Although it isn’t known exactly when the first option contract traded, it is known that the Romans and Phoenicians used similar contracts in shipping. There is also evidence that Thales, a mathematician and philosopher in ancient Greece used options to secure a low price for olive presses in advance of the harvest. Thales had reason to believe the olive harvest would be particularly strong. During the off-season when demand for olive presses was almost non-existent, he acquired rights-at a very low cost-to use the presses the following spring. Later, when the olive harvest was in full-swing, Thales exercised his option and proceeded to rent the equipment to others at a much higher price.
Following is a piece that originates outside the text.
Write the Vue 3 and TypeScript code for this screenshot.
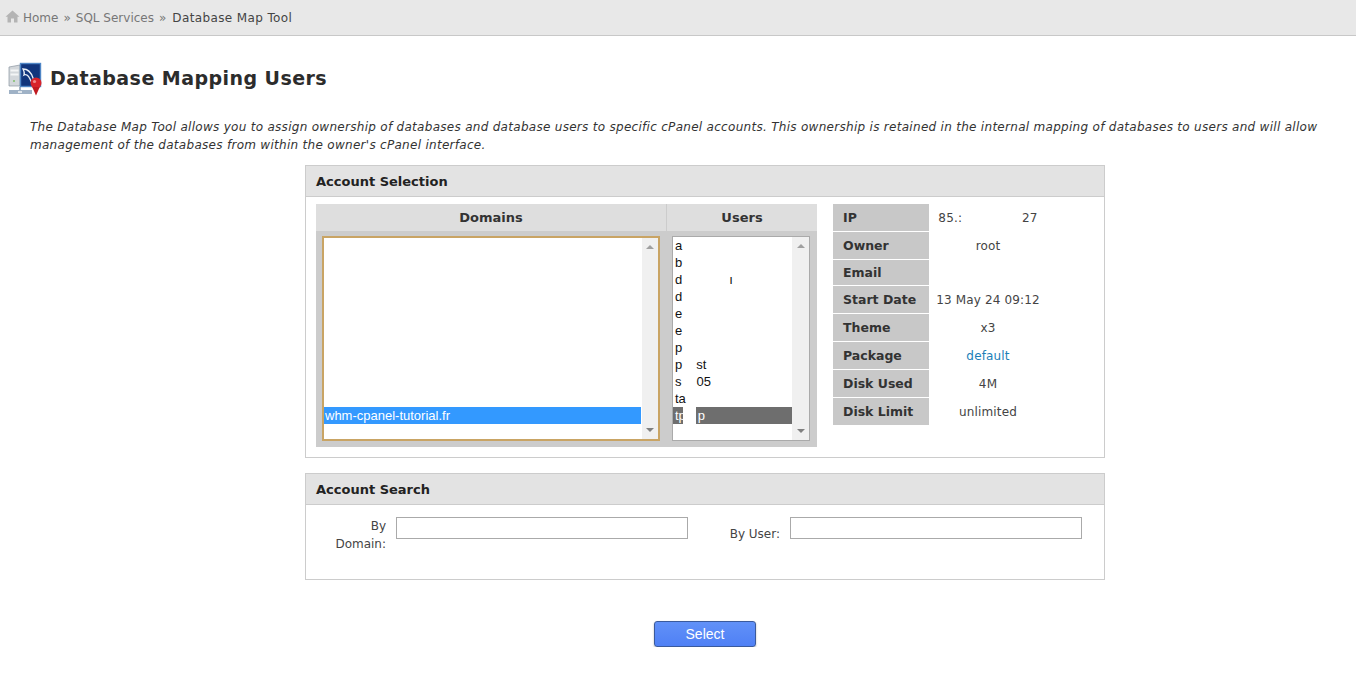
<template>
    <div class="page">
        <div class="crumbs">
            <svg class="home" width="15" height="13" viewBox="0 0 15 13">
                <path d="M7.5 0.5 L0.5 6.8 L2.5 6.8 L2.5 12.5 L6 12.5 L6 8.5 L9 8.5 L9 12.5 L12.5 12.5 L12.5 6.8 L14.5 6.8 Z" fill="#b4b4b4" />
            </svg>
            <span class="crumb">Home</span>
            <span class="sep">»</span>
            <span class="crumb">SQL Services</span>
            <span class="sep">»</span>
            <span class="crumb current">Database Map Tool</span>
        </div>

        <div class="title">
            <svg class="logo" width="34" height="34" viewBox="0 0 34 34">
                <path d="M1 5 L12 3 L12 24 L1 24 Z" fill="#d3d7db" stroke="#8b95a0" stroke-width="0.7" />
                <rect x="2.5" y="7.5" width="8" height="2" fill="#f4f5f6" />
                <rect x="2.5" y="11.5" width="8" height="2" fill="#f4f5f6" />
                <circle cx="6" cy="19" r="1" fill="#7fbf6a" />
                <rect x="12.5" y="1.5" width="20" height="23" fill="#11357c" stroke="#4f86c6" stroke-width="1.4" />
                <path d="M15 7 C19 7 23 10 25 16 C26 19 27 21 29 22 C25 22 23 20 22 17 C20 13 18 12 16 13 C17 11 16 9 15 7 Z" fill="none" stroke="#e8eef6" stroke-width="1.3" />
                <path d="M12 25 L12 28" stroke="#7f93aa" stroke-width="1.4" />
                <rect x="1" y="28" width="23" height="4" fill="#9fb2c6" />
                <rect x="10" y="29" width="4" height="2" fill="#dfe6ec" />
                <circle cx="28" cy="21" r="5.5" fill="#d8232a" />
                <path d="M24.2 25 L28 33.5 L31.8 25 Z" fill="#c01a20" />
                <circle cx="26.5" cy="19.5" r="1.6" fill="#f28a8a" />
            </svg>
            <h1>Database Mapping Users</h1>
        </div>

        <p class="intro">
            The Database Map Tool allows you to assign ownership of databases and database users to specific cPanel accounts. This ownership is retained in the internal mapping of databases to users and will allow management of the databases from within the owner's cPanel interface.
        </p>

        <div class="content">
            <section class="panel">
                <h2>Account Selection</h2>
                <div class="selection">
                    <div class="lists">
                        <div class="list-heads">
                            <div class="head head-domains">Domains</div>
                            <div class="head head-users">Users</div>
                        </div>
                        <div class="list-bodies">
                            <div class="listbox domains">
                                <div class="options">
                                    <div class="option domain-option">whm-cpanel-tutorial.fr</div>
                                </div>
                                <div class="scrollbar">
                                    <span class="arrow up"></span>
                                    <span class="arrow down"></span>
                                </div>
                            </div>
                            <div class="listbox users">
                                <div class="options">
                                    <div
                                        v-for="(user, i) in users"
                                        :key="i"
                                        class="option"
                                        :class="{ picked: user.picked }"
                                    >
                                        <span class="first">{{ user.start }}</span>
                                        <span v-if="user.patch" class="patch"></span>
                                        <span v-if="user.end" :style="{ marginLeft: user.offset + 'px' }">{{ user.end }}</span>
                                    </div>
                                </div>
                                <div class="scrollbar">
                                    <span class="arrow up"></span>
                                    <span class="arrow down"></span>
                                </div>
                            </div>
                        </div>
                    </div>

                    <div class="info">
                        <div class="info-row" :class="{ short: row.label === 'Email' }" v-for="row in info" :key="row.label">
                            <div class="info-label">{{ row.label }}</div>
                            <div class="info-value">
                                <template v-if="row.label === 'IP'">
                                    <span>85.:</span><span class="ip-gap"></span><span>27</span>
                                </template>
                                <a v-else-if="row.link" href="#" class="link">{{ row.value }}</a>
                                <template v-else>{{ row.value }}</template>
                            </div>
                        </div>
                    </div>
                </div>
            </section>

            <section class="panel search-panel">
                <h2>Account Search</h2>
                <div class="search">
                    <label class="search-label by-domain">By Domain:</label>
                    <input class="search-input" type="text" />
                    <label class="search-label by-user">By User:</label>
                    <input class="search-input" type="text" />
                </div>
            </section>

            <div class="actions">
                <button class="select-btn">Select</button>
            </div>
        </div>
    </div>
</template>

<script setup lang="ts">
interface UserRow {
    start: string;
    end?: string;
    offset?: number;
    patch?: boolean;
    picked?: boolean;
}

interface InfoRow {
    label: string;
    value: string;
    link?: boolean;
}

const users: UserRow[] = [
    { start: 'a' },
    { start: 'b' },
    { start: 'd', end: 'ı', offset: 47 },
    { start: 'd' },
    { start: 'e' },
    { start: 'e' },
    { start: 'p' },
    { start: 'p', end: 'st', offset: 14 },
    { start: 's', end: '05', offset: 15 },
    { start: 'ta' },
    { start: 'tp', end: 'p', offset: 2, patch: true, picked: true },
];

const info: InfoRow[] = [
    { label: 'IP', value: '' },
    { label: 'Owner', value: 'root' },
    { label: 'Email', value: '' },
    { label: 'Start Date', value: '13 May 24 09:12' },
    { label: 'Theme', value: 'x3' },
    { label: 'Package', value: 'default', link: true },
    { label: 'Disk Used', value: '4M' },
    { label: 'Disk Limit', value: 'unlimited' },
];
</script>

<style>
body {
    background: #fff;
}
</style>

<style scoped>
.page {
    font-family: "DejaVu Sans", Verdana, sans-serif;
    font-size: 12px;
    color: #333;
}

.crumbs {
    display: flex;
    align-items: center;
    height: 35px;
    padding-left: 5px;
    background: #e8e8e8;
    border-bottom: 1px solid #c8c8c8;
    color: #777;
}

.home {
    margin-right: 3px;
    margin-top: -2px;
}

.sep {
    margin: 0 5px;
}

.current {
    color: #444;
    margin-left: 1px;
    letter-spacing: 0.38px;
}

.title {
    display: flex;
    align-items: center;
    gap: 8px;
    padding: 26px 0 0 8px;
}

.logo {
    flex: none;
}

h1 {
    margin: -2px 0 0;
    font-size: 19px;
    font-weight: bold;
    letter-spacing: 0.45px;
    color: #2c2c2c;
}

.intro {
    margin: 22px 30px 0;
    font-style: italic;
    line-height: 18px;
    letter-spacing: 0.29px;
    color: #333;
}

.content {
    width: 800px;
    margin: 11px 0 0 305px;
}

.panel {
    border: 1px solid #ccc;
}

h2 {
    margin: 0;
    height: 30px;
    line-height: 32px;
    padding-left: 10px;
    font-size: 13px;
    font-weight: bold;
    color: #222;
    background: #e3e3e3;
    border-bottom: 1px solid #ccc;
}

.selection {
    display: flex;
    padding: 7px 10px 10px;
    gap: 16px;
}

.lists {
    width: 501px;
    flex: none;
}

.list-heads {
    display: flex;
    height: 27px;
    background: #dedede;
}

.head {
    font-size: 13px;
    font-weight: bold;
    line-height: 27px;
    text-align: center;
}

.head-domains {
    width: 350px;
    border-right: 1px solid #ccc;
}

.head-users {
    flex: 1;
}

.list-bodies {
    display: flex;
    gap: 12px;
    padding: 5px 7px 6px 6px;
    background: #ccc;
}

.listbox {
    display: flex;
    height: 205px;
    box-sizing: border-box;
    background: #fff;
    font-family: "Liberation Sans", Arial, sans-serif;
    font-size: 13px;
    color: #111;
}

.domains {
    width: 338px;
    border: 2px solid #c9a464;
}

.users {
    width: 138px;
    border: 1px solid #aaa;
}

.options {
    flex: 1;
    min-width: 0;
    display: flex;
    flex-direction: column;
}

.domain-option {
    margin-top: 169px;
    margin-right: 1px;
    background: #3399ff;
    color: #fff;
}

.option {
    display: flex;
    height: 17px;
    line-height: 17px;
    padding-left: 1px;
}

.users .option {
    padding-left: 2px;
}

.picked {
    background: #6e6e6e;
    color: #fff;
}

.patch {
    width: 13px;
    margin-left: -3px;
    background: #fff;
    flex: none;
}

.scrollbar {
    width: 16px;
    flex: none;
    background: #f0f0f0;
    display: flex;
    flex-direction: column;
    justify-content: space-between;
    align-items: center;
    padding: 7px 0;
    box-sizing: border-box;
}

.users .scrollbar {
    width: 17px;
}

.arrow {
    width: 0;
    height: 0;
    border-left: 4px solid transparent;
    border-right: 4px solid transparent;
}

.up {
    border-bottom: 4px solid #a0a0a0;
}

.down {
    border-top: 4px solid #808080;
}

.info {
    width: 272px;
    flex: none;
    display: flex;
    flex-direction: column;
    gap: 1px;
}

.info-row {
    display: flex;
    height: 27px;
}

.info-row.short {
    height: 25px;
}

.info-label {
    width: 86px;
    padding-left: 10px;
    background: #c8c8c8;
    font-size: 12.5px;
    font-weight: bold;
    line-height: 27px;
    color: #333;
}

.short .info-label {
    line-height: 25px;
}

.info-value {
    width: 118px;
    text-align: center;
    line-height: 28px;
    white-space: nowrap;
    letter-spacing: 0.15px;
    color: #444;
}

.ip-gap {
    display: inline-block;
    width: 60px;
}

.link {
    color: #1b7fb8;
    text-decoration: none;
}

.search-panel {
    margin-top: 15px;
}

.search {
    display: flex;
    align-items: flex-start;
    height: 74px;
    box-sizing: border-box;
    padding-top: 12px;
}

.search-label {
    flex: none;
    text-align: right;
    line-height: 18px;
    color: #444;
}

.by-domain {
    width: 60px;
    margin-left: 20px;
    margin-right: 10px;
}

.by-user {
    width: 72px;
    margin-left: 20px;
    margin-right: 10px;
    margin-top: 8px;
}

.search-input {
    width: 292px;
    height: 22px;
    box-sizing: border-box;
    border: 1px solid #aaa;
    background: #fff;
    padding: 0;
    flex: none;
}

.actions {
    display: flex;
    justify-content: center;
    margin-top: 41px;
}

.select-btn {
    width: 102px;
    height: 26px;
    border: 1px solid #3a5a9c;
    border-radius: 3px;
    background: linear-gradient(#6191f8, #4f80f5);
    box-shadow: 0 1px 2px rgba(0, 0, 0, 0.3);
    color: #fff;
    font-family: "Liberation Sans", Arial, sans-serif;
    font-size: 14px;
    padding: 0;
}
</style>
Meanwhile in Holland, trading in tulip options blossomed during the early 1600s. At first, tulip dealers used call options to make sure they could secure a reasonable price to meet the demand. At the same time, tulip growers used put options to ensure an adequate selling price. However, it wasn’t long before speculators joined the mix and traded the options for profit. Unfortunately, when the market crashed, many speculators failed to honor their agreements. The consequences for the economy were devastating. Not surprisingly, the situation in this unregulated market seriously tainted the view most people had of options. After a similar episode in London one hundred years later, options were even declared illegal.
In America, options appeared on the scene around the same time as stocks. In the early 19th century, call and put contracts — known as “privileges” — were not traded on an exchange. Because the terms differed for each contract, there wasn’t much in the way of a secondary market. Instead, it was up to the buyers and sellers to find each other. This was typically accomplished when firms offered specific calls and puts in newspaper ads.
Not unlike what happened in Holland and England, options came under heavy scrutiny after the Great Depression. Although the Investment Act of 1934 legitimized options, it also put trading under the watchful eye of the newly formedSecurities and Exchange Commission (SEC).
For the next several decades, growth in option trading remained slow. By 1968, annual volume still didn’t exceed 300,000 contracts.
For the most part, early over-the-counter options failed to attract a following because they were cumbersome and illiquid. In the absence of an exchange, all trades were done by phone. To make matters worse, investors had no way of knowing what the real market for a given contract was. Instead, the put-call dealer functioned only to match the buyer and seller. Operating without a fixed commission, the dealer simply kept the spread between the price paid and the price sold. There was no limit to the size of this spread. Worse yet, all option contracts had to be exercised in person. If the holder of the option somehow missed the 3:15 pm deadline, the option would expire worthless regardless of its intrinsic value.